The month-to-month reduction is mostly due to diminishing production prospects in the US, where persisting drought conditions are expected to curb winter wheat yields. However, underpinned by a price-driven expansion in planted area, total American wheat output is still forecast to increase to 50 million tonnes in 2022, about 5 million tonnes (11%) above a year earlier. Meanwhile, the FAO said it also projecting a ‘substantial’ recovery in Canadian wheat production following the devastating 2021 drought across the Prairies.

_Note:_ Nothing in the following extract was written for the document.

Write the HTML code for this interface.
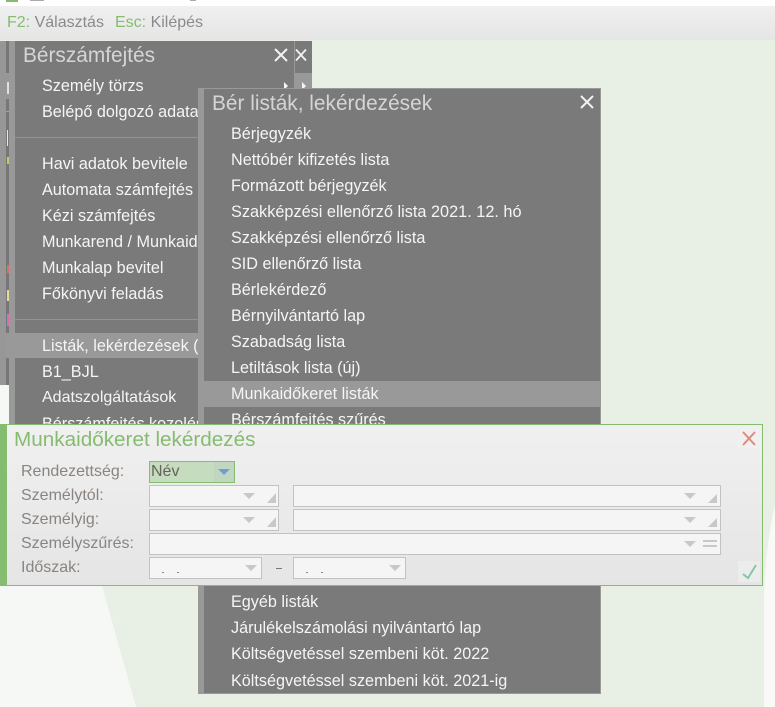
<!DOCTYPE html>
<html><head><meta charset="utf-8">
<style>
html,body{margin:0;padding:0}
body{width:775px;height:707px;position:relative;overflow:hidden;background:#e8f0e5;font-family:"Liberation Sans",sans-serif}
.a{position:absolute}
.t{position:absolute;white-space:nowrap;line-height:20px;font-size:16.2px;color:#f5f5f5}
.h{position:absolute;white-space:nowrap;line-height:26px;font-size:20.85px;color:#d5d5d5}
.l{position:absolute;white-space:nowrap;line-height:20px;font-size:16px;color:#8a8480;left:21px}
.i{position:absolute;box-sizing:border-box;background:#f5f5f5;border:1px solid #c2c2c2;height:22px}
svg{position:absolute;overflow:visible}
</style></head><body>
<svg style="left:0;top:0" width="775" height="707">
<polygon points="0,222 136,707 0,707" fill="#f6f8f5"/>
<path d="M775,505 C768,535 764,570 764,610 L764,707 L775,707 Z" fill="#f9faf8"/>
</svg>
<div class="a" style="left:0;top:0;width:775px;height:6px;background:#fff"></div>
<div class="a" style="left:6px;top:0;width:12px;height:2px;background:#85bc6f"></div>
<div class="a" style="left:30px;top:0;width:14px;height:1px;background:#aaa"></div>
<div class="a" style="left:190px;top:0;width:6px;height:1px;background:#aaa"></div>
<div class="a" style="left:0;top:6px;width:775px;height:34px;background:linear-gradient(#f0f0f0,#e5e5e5)"></div>
<div class="a" style="left:7px;top:13px;font-size:16px;line-height:20px;white-space:nowrap;color:#8a8a8a"><span style="color:#85bc6f">F2:</span> Választás</div>
<div class="a" style="left:115px;top:13px;font-size:16px;line-height:20px;white-space:nowrap;color:#8a8a8a"><span style="color:#85bc6f">Esc:</span> Kilépés</div>

<!-- left stack -->
<div class="a" style="left:0;top:41px;width:15px;height:344px;background:#979797"></div>
<div class="a" style="left:6px;top:41px;width:3px;height:32px;background:#777"></div>
<div class="a" style="left:6px;top:99px;width:3px;height:286px;background:#777"></div>
<div class="a" style="left:6px;top:333px;width:3px;height:25px;background:#999"></div>
<div class="a" style="left:9px;top:41px;width:6px;height:383px;background:#999"></div>
<div class="a" style="left:7px;top:82px;width:2px;height:12px;background:#e0e0e0"></div>
<div class="a" style="left:6px;top:111px;width:3px;height:1px;background:#85bc6f"></div>
<div class="a" style="left:7px;top:130px;width:1px;height:16px;background:#e8e8e8"></div>
<div class="a" style="left:7px;top:157px;width:2px;height:7px;background:#c8c860"></div>
<div class="a" style="left:7px;top:265px;width:2px;height:8px;background:#d8705a"></div>
<div class="a" style="left:7px;top:290px;width:2px;height:11px;background:#e8d8a0"></div>
<div class="a" style="left:7px;top:314px;width:2px;height:12px;background:#d870b0"></div>

<!-- back panel -->
<div class="a" style="left:294px;top:41px;width:18px;height:48px;background:#999"></div>
<div class="a" style="left:295px;top:41px;width:17px;height:32px;background:#7a7a7a"></div>
<div class="a" style="left:302px;top:82px;width:0;height:0;border-left:4px solid #f5f5f5;border-top:4px solid transparent;border-bottom:4px solid transparent"></div>

<!-- panel 1 -->
<div class="a" style="left:15px;top:41px;width:279px;height:385px;background:#7a7a7a"></div>
<div class="a" style="left:15px;top:137px;width:183px;height:1px;background:#7fa36a"></div>
<div class="a" style="left:15px;top:319px;width:183px;height:1px;background:#7fa36a"></div>
<div class="a" style="left:15px;top:333px;width:183px;height:25px;background:#999"></div>
<div class="h" style="left:23px;top:43px">Bérszámfejtés</div>
<div class="t" style="left:42px;top:76px">Személy törzs</div>
<div class="t" style="left:42px;top:102px">Belépő dolgozó adatai</div>
<div class="t" style="left:42px;top:154px">Havi adatok bevitele</div>
<div class="t" style="left:42px;top:180px">Automata számfejtés</div>
<div class="t" style="left:42px;top:206px">Kézi számfejtés</div>
<div class="t" style="left:42px;top:232px">Munkarend / Munkaidő</div>
<div class="t" style="left:42px;top:258px">Munkalap bevitel</div>
<div class="t" style="left:42px;top:284px">Főkönyvi feladás</div>
<div class="t" style="left:42px;top:336px">Listák, lekérdezések (</div>
<div class="t" style="left:42px;top:362px">B1_BJL</div>
<div class="t" style="left:42px;top:388px;font-size:16px">Adatszolgáltatások</div>
<div class="t" style="left:42px;top:414px">Bérszámfejtés kozolés</div>
<div class="a" style="left:284px;top:82px;width:0;height:0;border-left:4px solid #f5f5f5;border-top:4px solid transparent;border-bottom:4px solid transparent"></div>
<svg style="left:274px;top:48px" width="14" height="14"><path d="M1,1 L13,13 M13,1 L1,13" stroke="#f2f2f2" stroke-width="2" fill="none"/></svg>
<svg style="left:295px;top:48px" width="12" height="14"><path d="M1,1.500 L11,12.500 M11,1.500 L1,12.500" stroke="#f2f2f2" stroke-width="1.800" fill="none"/></svg>

<!-- panel 3 -->
<div class="a" style="left:198px;top:88px;width:403px;height:606px;background:#999"></div>
<div class="a" style="left:204px;top:89px;width:396px;height:604px;background:#7a7a7a"></div>
<div class="a" style="left:204px;top:381px;width:396px;height:26px;background:#999"></div>
<div class="h" style="left:212px;top:91px">Bér listák, lekérdezések</div>
<svg style="left:580px;top:95px" width="14" height="14"><path d="M1,1 L13,13 M13,1 L1,13" stroke="#f2f2f2" stroke-width="2" fill="none"/></svg>
<div class="t" style="left:231px;top:124px">Bérjegyzék</div>
<div class="t" style="left:231px;top:150px">Nettóbér kifizetés lista</div>
<div class="t" style="left:231px;top:176px">Formázott bérjegyzék</div>
<div class="t" style="left:231px;top:202px;font-size:16.3px">Szakképzési ellenőrző lista 2021. 12. hó</div>
<div class="t" style="left:231px;top:228px">Szakképzési ellenőrző lista</div>
<div class="t" style="left:231px;top:254px">SID ellenőrző lista</div>
<div class="t" style="left:231px;top:280px">Bérlekérdező</div>
<div class="t" style="left:231px;top:306px">Bérnyilvántartó lap</div>
<div class="t" style="left:231px;top:332px">Szabadság lista</div>
<div class="t" style="left:231px;top:358px">Letiltások lista (új)</div>
<div class="t" style="left:231px;top:384px">Munkaidőkeret listák</div>
<div class="t" style="left:231px;top:410px">Bérszámfejtés szűrés</div>
<div class="t" style="left:231px;top:592px">Egyéb listák</div>
<div class="t" style="left:231px;top:618px">Járulékelszámolási nyilvántartó lap</div>
<div class="t" style="left:231px;top:644px">Költségvetéssel szembeni köt. 2022</div>
<div class="t" style="left:231px;top:671px">Költségvetéssel szembeni köt. 2021-ig</div>

<!-- dialog -->
<div class="a" style="left:0;top:424px;width:6px;height:162px;background:#85bc6f"></div>
<div class="a" style="left:6px;top:424px;width:757px;height:162px;box-sizing:border-box;border:1px solid #85bc6f;background:linear-gradient(#f0f0f0,#e5e5e5)"></div>
<div class="a" style="left:14px;top:427px;font-size:20.7px;line-height:26px;color:#85bc6f;white-space:nowrap">Munkaidőkeret lekérdezés</div>
<div class="l" style="top:462px">Rendezettség:</div>
<div class="l" style="top:486px">Személytól:</div>
<div class="l" style="top:510px">Személyig:</div>
<div class="l" style="top:534px">Személyszűrés:</div>
<div class="l" style="top:558px">Időszak:</div>

<div class="i" style="left:149px;top:461px;width:86px;background:#c6dcbe;border-color:#85bc6f"></div>
<div class="a" style="left:214px;top:462px;width:20px;height:20px;background:#c0d6c0"></div>
<div class="a" style="left:151px;top:461px;font-size:16px;line-height:21px;color:#66625e">Név</div>
<svg style="left:218px;top:469px" width="13" height="7"><path d="M0,0 H12 L6,6 Z" fill="#6f9fd2"/></svg>

<div class="i" style="left:149px;top:485px;width:130px"></div>
<div class="i" style="left:293px;top:485px;width:428px"></div>
<div class="i" style="left:149px;top:509px;width:130px"></div>
<div class="i" style="left:293px;top:509px;width:428px"></div>
<div class="i" style="left:149px;top:533px;width:572px"></div>
<div class="i" style="left:149px;top:557px;width:113px"></div>
<div class="i" style="left:293px;top:557px;width:113px"></div>

<svg style="left:0;top:0" width="775" height="707">
<g fill="#c8c8c8">
<path d="M243,493 H255 L249,499 Z"/><path d="M684,493 H696 L690,499 Z"/>
<path d="M243,517 H255 L249,523 Z"/><path d="M684,517 H696 L690,523 Z"/>
<path d="M684,541 H696 L690,547 Z"/>
<path d="M245,565 H257 L251,571 Z"/><path d="M389,565 H401 L395,571 Z"/>
<path d="M276,493 V503 H267 Z"/><path d="M717,494 V503 H708 Z"/>
<path d="M276,517 V527 H267 Z"/><path d="M717,518 V527 H708 Z"/>
<rect x="703" y="540" width="14" height="2"/><rect x="703" y="545" width="14" height="2"/>
</g>
<rect x="276" y="568" width="6" height="1" fill="#777"/>
<g fill="#888"><rect x="162" y="572" width="2" height="1"/><rect x="177" y="572" width="2" height="1"/><rect x="306" y="572" width="2" height="1"/><rect x="321" y="572" width="2" height="1"/></g>
<rect x="738" y="428" width="22" height="21" fill="#f0f0f0" opacity=".6"/>
<path d="M743,432 L755,445 M755,432 L743,445" stroke="#e08a78" stroke-width="2" fill="none"/>
<rect x="738" y="561" width="22" height="21" fill="#f0f0f0" opacity=".6"/>
<path d="M743,574 L748,578 L756,565" stroke="#84c8a8" stroke-width="2" fill="none"/>
</svg>
</body></html>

The outlook for Russia remains broadly favourable this year, as conducive weather conditions continue to point to an upturn in yields compared to a year earlier, the FAO said. In the European Union, the forecast for wheat production has been raised to 139.5 million tonnes this month on account of recent official data indicating a small year-to-year increase in wheat plantings, compared to earlier expectations. However, reflecting persistent dryness in southern areas, an anticipated decline in yields in 2022 is expected to offset the effects of the larger plantings, keeping the output unchanged on a yearly basis.
In Asia, small production increases are forecast for India and Pakistan in 2022, while in the Middle East countries, wheat production is forecast at average levels, supported by generally good weather. However, in North Africa, the effects of drought conditions, which are particularly acute in Morocco, are likely to result in sizeable production declines, the FAO added.
As for Ukraine, a below average crop in 2022 is expected as the Russian invasion continues. Wheat harvested area in Ukraine is projected to fall by at least 20%, with yields also likely to decline due to “conflict-related disruptions” to agricultural operations prior to the harvest period, the FAO said.